To be sure, the market’s anxiety about the Middle East – which accounts for 30 per cent of global oil production – or other potential hotspots, including Nigeria, is not near the panic levels seen between 2005 and 2008. The cushion of spare crude oil production capacity is still large enough to handle most disruptions.

Opec’s idle production hit a record low of 1m barrels a day in early 2006 as global demand surged. Then, the oil market reacted with panic to geopolitical events as spare capacity was not enough to cover even small disruptions in supply.

As the financial and economic crisis reduced oil demand worldwide, the cartel’s effective idle capacity surged to a peak of more than 6m b/d in early 2009, cushioning the oil market. Since then, however, spare capacity has started to drop as demand has risen. Oil demand surged by nearly 3m b/d last year, the second largest increase in 30 years. The International Energy Agency, the rich countries’ oil watchdog, estimates spare capacity fell last month below the key 5m b/d mark for the first time in two years.

So, the premium is not about how much oil is being pumped but how much that can be pumped.

Moreover, the notion that the MENA crisis itself is subsiding is problematic too. Bahrain is likely to settle, or, at least, be settled. And I do not foresee trouble coming from Iran. But the blood is still up across North Africa and a multitude of power vacuums have opened up in Tunisia, Egypt, Libya and Yemen. We don’t yet know who is going to fill them.

The West’s involvement in Libya is another risk variable that might inspire further rebellion, for democracy, or against it.

On top of that, look at the below index from Reuters, which lists countries at risk:

You can take or leave the parameters of the list. But it’s hard to ignore the fact that oil a key export of 8 of the top 10.

Back to Gotti:

Meanwhile the so-called “safe haven” money which rushed to the US on the back of Japanese nuclear threat and Middle Eastern turmoil is now flowing back into world markets. These flows have put downward pressure on the American dollar but have also propelled Wall Street and boosted the Dow Index once again above 12,000.

As part of that trend the Australian dollar is again above parity with the US currency. On top of all of this, there is takeover speculation in the US that is fanning activity.

In other words it’s “back to normal”.

To adversely change that pattern will require a serious deterioration in one or two of the current trigger events – the Middle East, China, the Japan nuclear situation, European banking or the US economy.

The sharemarket speculators cannot see that happening at the moment although the oil price speculators are still punting that Middle Eastern troubles are far from over.

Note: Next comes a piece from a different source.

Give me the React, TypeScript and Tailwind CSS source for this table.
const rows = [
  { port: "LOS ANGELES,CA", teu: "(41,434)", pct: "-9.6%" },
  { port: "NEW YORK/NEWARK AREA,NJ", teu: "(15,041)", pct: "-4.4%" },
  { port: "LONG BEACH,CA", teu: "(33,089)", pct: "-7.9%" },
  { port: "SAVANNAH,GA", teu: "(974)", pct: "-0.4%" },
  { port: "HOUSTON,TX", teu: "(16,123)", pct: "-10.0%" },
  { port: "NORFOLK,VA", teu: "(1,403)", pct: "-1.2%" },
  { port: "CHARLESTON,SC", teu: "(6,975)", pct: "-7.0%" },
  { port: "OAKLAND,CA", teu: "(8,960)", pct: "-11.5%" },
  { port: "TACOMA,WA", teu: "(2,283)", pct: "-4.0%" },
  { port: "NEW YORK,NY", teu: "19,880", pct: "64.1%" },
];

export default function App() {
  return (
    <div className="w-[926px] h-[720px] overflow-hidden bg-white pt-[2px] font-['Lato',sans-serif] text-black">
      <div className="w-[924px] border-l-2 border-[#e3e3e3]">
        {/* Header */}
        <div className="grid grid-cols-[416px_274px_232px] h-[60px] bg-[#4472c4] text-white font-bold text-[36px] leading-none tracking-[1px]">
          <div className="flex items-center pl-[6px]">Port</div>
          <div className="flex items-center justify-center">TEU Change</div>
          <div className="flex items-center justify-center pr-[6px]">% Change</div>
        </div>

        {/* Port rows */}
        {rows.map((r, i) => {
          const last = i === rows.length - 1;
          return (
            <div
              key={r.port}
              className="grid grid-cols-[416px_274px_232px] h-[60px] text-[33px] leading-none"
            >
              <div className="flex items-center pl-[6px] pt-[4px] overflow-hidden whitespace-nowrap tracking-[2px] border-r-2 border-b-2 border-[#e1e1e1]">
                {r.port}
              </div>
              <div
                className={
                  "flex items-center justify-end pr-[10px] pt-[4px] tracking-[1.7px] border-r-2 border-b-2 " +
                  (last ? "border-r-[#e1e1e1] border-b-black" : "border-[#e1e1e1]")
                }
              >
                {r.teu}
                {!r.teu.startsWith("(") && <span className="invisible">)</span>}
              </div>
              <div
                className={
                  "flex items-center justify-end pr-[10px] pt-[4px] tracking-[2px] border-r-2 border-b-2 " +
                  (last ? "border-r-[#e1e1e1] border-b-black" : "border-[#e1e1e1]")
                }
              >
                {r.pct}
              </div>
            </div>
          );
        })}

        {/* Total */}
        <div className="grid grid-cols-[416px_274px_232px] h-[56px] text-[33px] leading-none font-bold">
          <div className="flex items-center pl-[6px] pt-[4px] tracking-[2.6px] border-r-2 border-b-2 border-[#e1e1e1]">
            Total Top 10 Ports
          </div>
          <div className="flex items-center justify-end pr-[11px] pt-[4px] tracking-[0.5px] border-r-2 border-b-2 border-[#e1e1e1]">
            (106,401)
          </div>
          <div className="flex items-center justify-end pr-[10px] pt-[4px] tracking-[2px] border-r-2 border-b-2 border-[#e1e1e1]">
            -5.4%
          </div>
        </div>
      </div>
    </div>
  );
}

In my view, this is a misunderstanding of exactly what constitutes “normal”. As Gotti intimates, the new normal is one in which Bretton Woods II is slowly unwinding via a weak $US. The US can no longer rely upon consumption alone to grow and is growing its exports very strongly. In such a circumstance, the $US must continue to to be weak at best and fall if possible , as Gotti says. But that is an intrinsic upwards pressure upon the entire commodity complex, including oil. This has been clear since September last yearwhen QE2 became a certainty:

Back to Gotti:

Global economies are far stronger now than they were when the oil price last reached its current levels so the impact of the current spike will be much less. Nevertheless higher oil prices act like a tax, diverting spending from discretionary areas. Higher inflation over the longer term can cause central bankers to lift interest rates to lower inflation which creates a double taxation on the discretionary spending of people with high mortgages.

But it’s manageable unless there is really an oil shortage rather than speculator driven price rises. The key to global market swings in the current environment is what is happening in those trigger areas. As long as they remain relatively benign (including no oil shortages) markets will be robust.

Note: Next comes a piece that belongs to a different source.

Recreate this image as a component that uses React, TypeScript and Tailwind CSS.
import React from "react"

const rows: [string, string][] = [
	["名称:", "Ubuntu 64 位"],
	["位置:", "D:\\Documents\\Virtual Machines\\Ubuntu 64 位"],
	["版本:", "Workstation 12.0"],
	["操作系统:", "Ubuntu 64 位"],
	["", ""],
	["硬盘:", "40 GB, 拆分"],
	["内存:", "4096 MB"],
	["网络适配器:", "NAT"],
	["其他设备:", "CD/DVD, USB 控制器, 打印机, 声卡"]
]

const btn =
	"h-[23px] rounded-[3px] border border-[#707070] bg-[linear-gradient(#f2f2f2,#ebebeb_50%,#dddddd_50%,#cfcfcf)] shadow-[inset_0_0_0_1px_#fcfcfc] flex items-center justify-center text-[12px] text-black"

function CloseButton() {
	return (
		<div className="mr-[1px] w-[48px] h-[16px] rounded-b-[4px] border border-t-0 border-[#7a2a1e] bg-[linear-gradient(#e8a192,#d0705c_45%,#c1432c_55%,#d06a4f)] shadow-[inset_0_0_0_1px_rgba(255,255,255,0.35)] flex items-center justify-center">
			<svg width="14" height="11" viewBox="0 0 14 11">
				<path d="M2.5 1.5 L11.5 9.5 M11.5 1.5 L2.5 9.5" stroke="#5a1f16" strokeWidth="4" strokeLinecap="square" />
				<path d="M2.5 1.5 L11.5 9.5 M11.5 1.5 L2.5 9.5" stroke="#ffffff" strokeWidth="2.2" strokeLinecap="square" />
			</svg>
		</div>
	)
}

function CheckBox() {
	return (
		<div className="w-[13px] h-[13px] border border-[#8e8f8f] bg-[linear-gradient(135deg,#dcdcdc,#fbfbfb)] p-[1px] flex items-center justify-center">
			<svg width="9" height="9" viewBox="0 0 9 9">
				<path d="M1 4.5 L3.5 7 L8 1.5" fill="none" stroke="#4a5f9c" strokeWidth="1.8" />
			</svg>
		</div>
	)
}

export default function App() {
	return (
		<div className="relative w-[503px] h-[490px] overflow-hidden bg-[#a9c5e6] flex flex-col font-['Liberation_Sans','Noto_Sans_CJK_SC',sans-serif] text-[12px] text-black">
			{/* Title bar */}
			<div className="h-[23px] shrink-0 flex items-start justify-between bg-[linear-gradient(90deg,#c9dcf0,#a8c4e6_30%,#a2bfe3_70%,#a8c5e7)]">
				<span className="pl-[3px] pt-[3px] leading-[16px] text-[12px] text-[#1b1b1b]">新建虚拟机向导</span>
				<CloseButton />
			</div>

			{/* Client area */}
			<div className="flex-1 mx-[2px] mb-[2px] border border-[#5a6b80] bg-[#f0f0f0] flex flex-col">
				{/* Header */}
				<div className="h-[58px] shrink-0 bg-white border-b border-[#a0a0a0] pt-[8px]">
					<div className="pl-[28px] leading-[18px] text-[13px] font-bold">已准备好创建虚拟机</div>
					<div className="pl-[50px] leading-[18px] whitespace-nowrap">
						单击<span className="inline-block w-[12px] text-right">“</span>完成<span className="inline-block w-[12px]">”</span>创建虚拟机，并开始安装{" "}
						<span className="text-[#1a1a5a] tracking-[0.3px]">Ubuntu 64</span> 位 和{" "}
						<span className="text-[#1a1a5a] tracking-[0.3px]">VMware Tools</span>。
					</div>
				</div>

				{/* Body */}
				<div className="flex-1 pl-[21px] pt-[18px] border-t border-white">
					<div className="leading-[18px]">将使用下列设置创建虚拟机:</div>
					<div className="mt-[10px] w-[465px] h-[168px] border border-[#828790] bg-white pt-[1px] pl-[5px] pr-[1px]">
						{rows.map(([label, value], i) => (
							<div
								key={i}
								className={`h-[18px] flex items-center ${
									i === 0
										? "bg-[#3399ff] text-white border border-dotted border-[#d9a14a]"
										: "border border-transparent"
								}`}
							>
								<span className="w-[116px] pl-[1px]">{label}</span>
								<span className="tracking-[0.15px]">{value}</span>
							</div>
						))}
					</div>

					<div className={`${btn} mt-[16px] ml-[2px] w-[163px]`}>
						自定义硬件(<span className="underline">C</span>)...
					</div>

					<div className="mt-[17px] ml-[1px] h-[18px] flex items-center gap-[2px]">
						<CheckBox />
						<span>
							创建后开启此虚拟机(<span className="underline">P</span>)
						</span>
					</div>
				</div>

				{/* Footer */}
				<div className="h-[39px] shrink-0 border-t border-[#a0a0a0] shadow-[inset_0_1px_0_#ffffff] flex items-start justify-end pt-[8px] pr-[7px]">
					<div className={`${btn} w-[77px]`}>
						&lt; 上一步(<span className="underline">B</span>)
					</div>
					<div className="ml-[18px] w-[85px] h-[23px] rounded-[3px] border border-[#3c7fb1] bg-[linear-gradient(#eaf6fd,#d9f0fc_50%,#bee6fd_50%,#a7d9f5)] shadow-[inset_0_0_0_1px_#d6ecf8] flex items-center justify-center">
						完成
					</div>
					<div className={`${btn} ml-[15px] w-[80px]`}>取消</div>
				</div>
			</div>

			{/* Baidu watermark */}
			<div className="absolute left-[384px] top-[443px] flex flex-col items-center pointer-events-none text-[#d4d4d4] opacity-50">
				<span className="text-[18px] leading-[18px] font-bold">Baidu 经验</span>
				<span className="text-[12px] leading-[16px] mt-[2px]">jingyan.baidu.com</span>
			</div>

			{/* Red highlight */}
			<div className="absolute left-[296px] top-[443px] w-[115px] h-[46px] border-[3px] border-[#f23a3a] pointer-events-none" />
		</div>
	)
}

As we know events in these trigger areas can change rapidly. But in the normal course the next crisis is due when the current round of stimulus measures in the US end around June. With the Dow above 12,000 the markets clearly expect a gradual wind down and no sudden impact from the withdrawal of stimulus.

I would say rather that the jury is still out on whether the wind down of QE2 will go smoothly. If it goes badly, QE3 will be back the moment the market tank effects growth.

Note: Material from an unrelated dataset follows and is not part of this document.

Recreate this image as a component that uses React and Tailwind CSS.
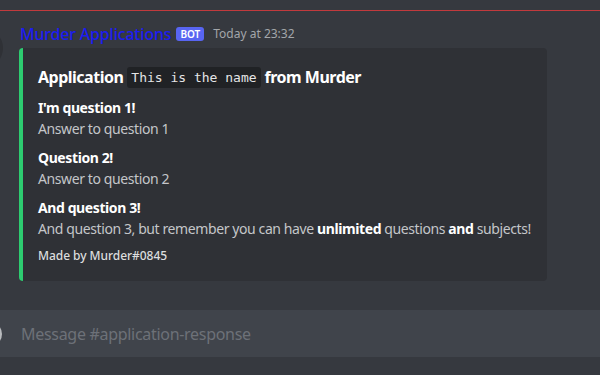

However, my guess is that it will go better than many think. If it does, the US will still have its zero interest rate policy and the great unlikelihood of raising rates until at least 2012. In today’s newly liberated AFR, Glen Mumford points to an OECD report that advises against hurrying to raise rates into the oil spike.

Anyway, it’s a near certainty that other nations will raise rates ahead of the Fed, such as the ECB, which will keep downwards pressure on the dollar, and upwards on oil.

We could see an oil pull back as the struggles in Japan hit growth and if the Libyan campaign goes well. But the only thing I can see correcting oil for any period is a marked slowdown in China. And that would hit everything.

Comments

  1. Deus Forex Machina

    Dead right HH, Gotti is far too sanguine. He also misses the point that Oil has lagged the broader rally in commodities and that the spot price might get all the attention but it is the curve that matters. What are the second, third, fourth and fith contracts telling us? Brent is bid above $112 out to Jan 2012 so its not just a spec bubble which is Javier Blas’ point.

    As the Saudi’s face off against Iran over Bahrain and Yemen looks set to be the next area destabilised its hard not to want to trade the signals infront of you. At least I would.

    Another great post HH
    Cheers
    DFM

  2. FYI: The link to Gotti’s piece is broken.

    I don’t get this bit:

    Global economies are far stronger now than they were when the oil price last reached its current levels so the impact of the current spike will be much less

    Is he saying global economies now are far stronger than they were in mid-2008? As in before the GFC? If so, what is he smoking?

    The US, Europe and Japan are all still on life-support with zero interest rates and direct infusions of cash. If Gotti thinks these economies are “far stronger” than they were in 2008, then why aren’t interest rates far higher than they were in 2008?

    To the question of oil: With spare capacity so tight, and getting tighter, a series of oil spikes and crashes are almost inevitable over coming decades. While resource and energy intensive economies like China and India continue to grow, oil prices will grind higher until the world economy breaks, and prices crash again. The financialisation of oil and commodities markets amplifies this cycle.

    The only long term solution is to cure our addiction to oil, and there’s Buckley’s chance of that.

    • “To the question of oil: With spare capacity so tight, and getting tighter, a series of oil spikes and crashes are almost inevitable over coming decades.” This is similar to my argument about the housing market. That is, restricted supply leads to price volatility and boom/bust cycles.

  3. Oils ain’t oils, Sol. Libya produces light sweet crude, where as Saudi swing capacity is heavy sour. Then its onto refining capacity and product mix, plus seasonality. Yes, we have no bananas.

    Also read an OPEC report on oil costs in the West. E.g. By the time oil is lifted in Saudi, transported, refined and delivered to end user, more than 50% of price is TAX from Western governments, i.e. Western governments take is higher than OPEC’s.

    As for partial self sufficiency of oil product in Australia we will be at less than 25% in 2015, down from 75%.

    Tonight, Tapis-Minas-Singapore hub, where Australian imports are priced the range is US$119.93-121.37.